Document Type

Dissertation

Date of Award

5-31-2020

Degree Name

Doctor of Philosophy in Urban Systems - (Ph.D.)

Department

New Jersey School of Architecture

First Advisor

Gabrielle M. Esperdy

Second Advisor

Rosanna Dent

Third Advisor

Fernando Luiz Lara

Fourth Advisor

Sean T. Mitchell

Abstract

The conceptual framework of Brazilian national identity in built form changed drastically between the 1930s and the 1960s, from the Baroque of colonial-era Brazil to the improvised constructions of the poor. The advocates of these architectural imaginaries were not suggesting that these styles be copied. Instead, they used them as a type of hermeneutic for explicating how Modernism should be deployed in order for it to be authentically Brazilian. The transition from the colonial model to an aesthetics of poverty was a result of a confluence of factors. These included the country’s relatively new struggle to define itself away from Portugal; the arrival of new European immigrants; growing anxiety about cultural colonization by the United States; unstable economic and political circumstances; and the questioning of the nation’s myth of racial democracy.
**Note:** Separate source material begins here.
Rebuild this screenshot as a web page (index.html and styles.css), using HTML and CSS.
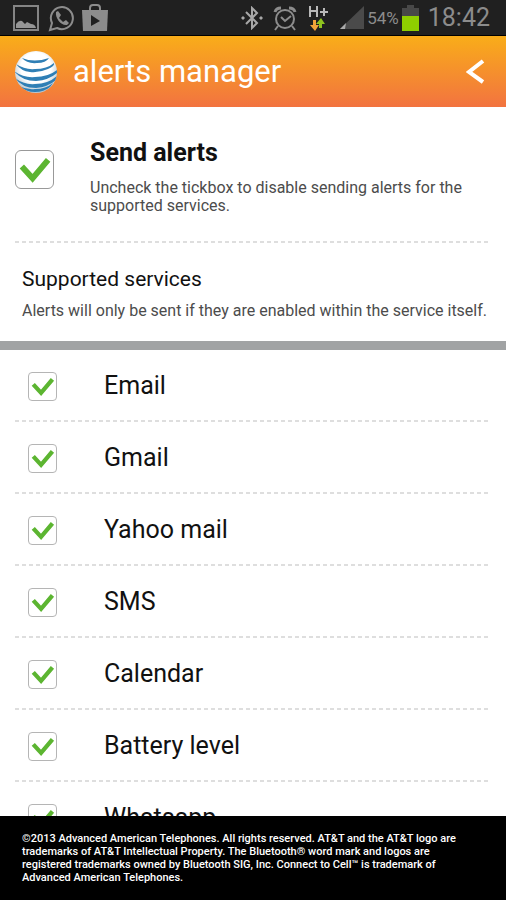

This dissertation traces the attribution of Brasilidade, i.e., Brazilian-ness, to various architectural forms between 1922, the year of an event popularly viewed as the emergence of Modernism in Brazil, and 1968, a year of particular importance in the country’s political and architectural life. Regional and racial discourses, themselves closely related, are critical to understanding this shift in conceptualizing Modernism. Accordingly, this study moves among locations, identifying the mutual influences between the southern centers of power, Rio de Janeiro and São Paulo, and two cities in the Northeast, Recife and Salvador. The evolution of architectural Brasilidade is told through four figures: Mario de Andrade (1893–1945), Lucio Costa (1902–88), Gilberto Freyre (1900–87), and Lina Bo Bardi (1914–92). The development of mass media, and the fields of anthropology and preservation as tools of observation and regulation influenced each of these actors as they articulated a nationalist polemic based on class, race, and region.